Clink in London and their take-out service
Breakfast, lunch, dinner, tea room and Sunday lunch: it’s all available at Clink, one of the first solidarity projects born in prisons, as a sign of social redemption, with the aim of restoring dignity to prisoners through education, instruction, teaching. Simply, offering them tools to change their lives, hoping for a solid change in the future including outside of prison. The restaurant seats 100, reserved for adults only and available upon reservation. Now they’ve created take-out service, delivered directly to customers with the prison van: a way to continue, as explained by Chris Moore, chief executive of Clink, “this service allows everyone to continue training for a future in the dining world and catering.”
The offer at Clink
Anyone within an 8-kilometer radius can request an order through the restaurant’s website.
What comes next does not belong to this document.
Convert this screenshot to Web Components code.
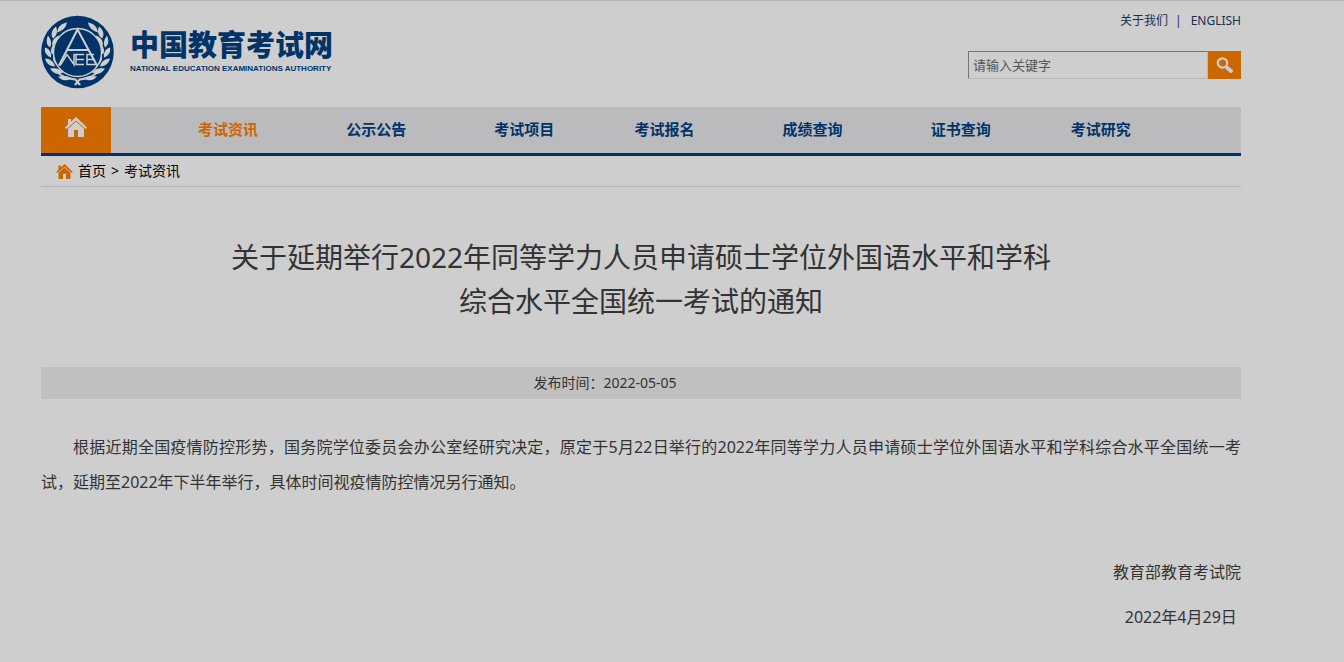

Among the options available, arancini with sundried tomatoes, parmesan and rocket pesto (3.95 pounds), or sea bream baked with Mediterranean vegetables and salsa verde (9 pounds), but the best-selling dishes are always the katsu curry and the Jamaican chicken. “It’s about giving people a second chance,” this is the meaning of the project, which continues unabated, even in the most complicated periods that have put the life of prisons to an even more severe test, “The inmates have the opportunity to get back on track and not be a burden on society. It’s an investment in their future.”